8) A practical roadmap view for players, creators, and server owners

If you’re a player

Expect:

  • Frequent balance changes, QoL improvements, and content tuning (sometimes disruptive).
  • Core loop refinement: combat feel, progression, exploration rewards, and stability.

If you’re a creator/modder

Expect:

  • Improving docs and tutorials
  • More stable APIs over time (but also periodic breaking changes early)
  • A major creative expansion when V2 worldgen tools mature and Orbis-on-V2 becomes the baseline

If you run a server/community

Expect:

  • Rapid patch cadence (meaning frequent update cycles for servers)
  • Multiplayer/social improvements to become increasingly important (friend lists, voice proximity prototypes)
  • Better tooling for content distribution and mod management as Early Access matures

9) What to watch for (roadmap “signals”)

Because the developers are intentionally not locking a rigid schedule, the best way to track the roadmap is by watching for these signals in official posts:

  1. Worldgen V2 milestones: more Gateway access, pre-release Orbis testing, V2 becoming default.
  2. Creator documentation drops: first-party tutorials and system docs expanding beyond introductory posts.
  3. Patch cadence stabilization: shifting from frantic hotfixing to a predictable release rhythm.
  4. Platform clarity: Linux/Mac status, Steam re-evaluation, console backend work starting.
  5. “Big system” announcements: formal magic/mana systems, deeper social tools, and larger content arcs.
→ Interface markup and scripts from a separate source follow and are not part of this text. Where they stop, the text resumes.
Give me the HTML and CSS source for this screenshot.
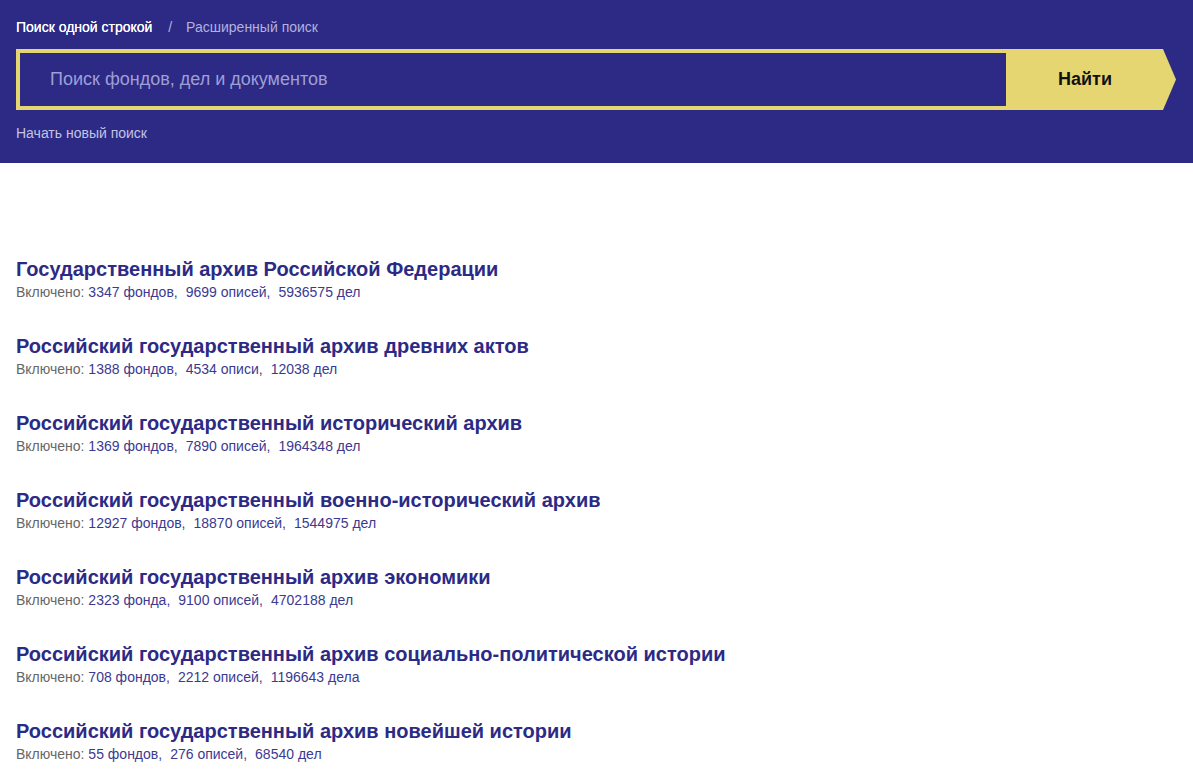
FILE: index.html
```html
<!DOCTYPE html>
<html lang="ru">
<head>
  <meta charset="UTF-8">
  <title>Поиск по архивам</title>
  <link rel="stylesheet" href="styles.css">
</head>
<body>

  <header class="search-head">
    <div class="tabs">
      <a class="tab active" href="#">Поиск одной строкой</a>
      <span class="sep">/</span>
      <a class="tab" href="#">Расширенный поиск</a>
    </div>
    <form class="search-form">
      <input type="text" class="search-input" placeholder="Поиск фондов, дел и документов">
      <button type="submit" class="search-btn">Найти</button>
    </form>
    <a class="reset" href="#">Начать новый поиск</a>
  </header>

  <div class="archives">
    <div class="archive">
      <a class="archive-title" href="#">Государственный архив Российской Федерации</a>
      <div class="archive-meta">Включено: <span>3347 фондов,</span><span>9699 описей,</span><span>5936575 дел</span></div>
    </div>
    <div class="archive">
      <a class="archive-title" href="#">Российский государственный архив древних актов</a>
      <div class="archive-meta">Включено: <span>1388 фондов,</span><span>4534 описи,</span><span>12038 дел</span></div>
    </div>
    <div class="archive">
      <a class="archive-title" href="#">Российский государственный исторический архив</a>
      <div class="archive-meta">Включено: <span>1369 фондов,</span><span>7890 описей,</span><span>1964348 дел</span></div>
    </div>
    <div class="archive">
      <a class="archive-title" href="#">Российский государственный военно-исторический архив</a>
      <div class="archive-meta">Включено: <span>12927 фондов,</span><span>18870 описей,</span><span>1544975 дел</span></div>
    </div>
    <div class="archive">
      <a class="archive-title" href="#">Российский государственный архив экономики</a>
      <div class="archive-meta">Включено: <span>2323 фонда,</span><span>9100 описей,</span><span>4702188 дел</span></div>
    </div>
    <div class="archive">
      <a class="archive-title" href="#">Российский государственный архив социально-политической истории</a>
      <div class="archive-meta">Включено: <span>708 фондов,</span><span>2212 описей,</span><span>1196643 дела</span></div>
    </div>
    <div class="archive">
      <a class="archive-title" href="#">Российский государственный архив новейшей истории</a>
      <div class="archive-meta">Включено: <span>55 фондов,</span><span>276 описей,</span><span>68540 дел</span></div>
    </div>
  </div>

</body>
</html>
```

FILE: styles.css
```css
body {
  margin: 0;
  font-family: "Liberation Sans", Arial, sans-serif;
  background: #fff;
}

a {
  text-decoration: none;
}

.search-head {
  background: #2c2a85;
  padding: 18px 17px 21px 16px;
}

.tabs {
  font-size: 14px;
  line-height: 18px;
  color: #b3b2dc;
}

.tab {
  color: #b3b2dc;
}

.tab.active {
  color: #fff;
  text-shadow: 0 0 0.6px #fff;
}

.sep {
  margin: 0 10px 0 12px;
}

.search-form {
  display: flex;
  margin-top: 13px;
  height: 61px;
}

.search-input {
  flex: 1;
  box-sizing: border-box;
  height: 61px;
  border: 4px solid #e6d672;
  border-right: none;
  background: #2c2a85;
  padding: 0 0 0 30px;
  font-family: inherit;
  font-size: 18px;
  color: #fff;
  outline: none;
}

.search-input::placeholder {
  color: #9f9ed6;
}

.search-btn {
  width: 170px;
  height: 61px;
  border: none;
  background: #e6d672;
  font-family: inherit;
  font-size: 18px;
  font-weight: bold;
  color: #111;
  padding: 0 12px 0 0;
  cursor: pointer;
  clip-path: polygon(0 0, 157px 0, 100% 50%, 157px 100%, 0 100%);
}

.reset {
  display: block;
  margin-top: 14px;
  font-size: 14px;
  line-height: 18px;
  color: #c4c3e3;
}

.archives {
  padding: 94px 16px 0;
}

.archive {
  margin-bottom: 31px;
}

.archive-title {
  display: block;
  font-size: 20px;
  font-weight: bold;
  color: #2c2a85;
  line-height: 24px;
}

.archive-meta {
  font-size: 14px;
  color: #666;
  line-height: 22px;
}

.archive-meta span {
  color: #3b3990;
  margin-right: 8px;
}
```
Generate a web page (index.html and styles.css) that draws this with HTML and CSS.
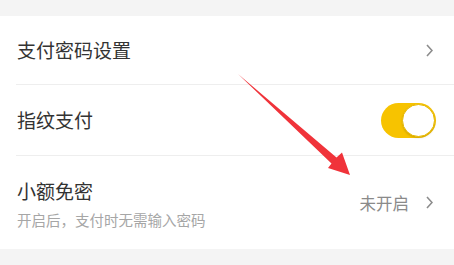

Conclusion: the real Hytale roadmap is a sequence, not a calendar

Right now, Hytale’s roadmap is best understood as a dependency stack:

1) Stabilize the Early Access core with rapid updates

2) Strengthen the creator ecosystem (tools + docs + modular assets)

3) Expand the world via V2 and eventually transition Orbis to V2 as primary

4) Grow major systems (social, magic, deeper content)

5) Only then: broaden platforms and storefront strategy

If you want one sentence to summarize it: Hytale is roadmap-driven by foundations (engine/tools/worldgen) first, then content and platforms–while using Early Access feedback to decide the exact order and pacing.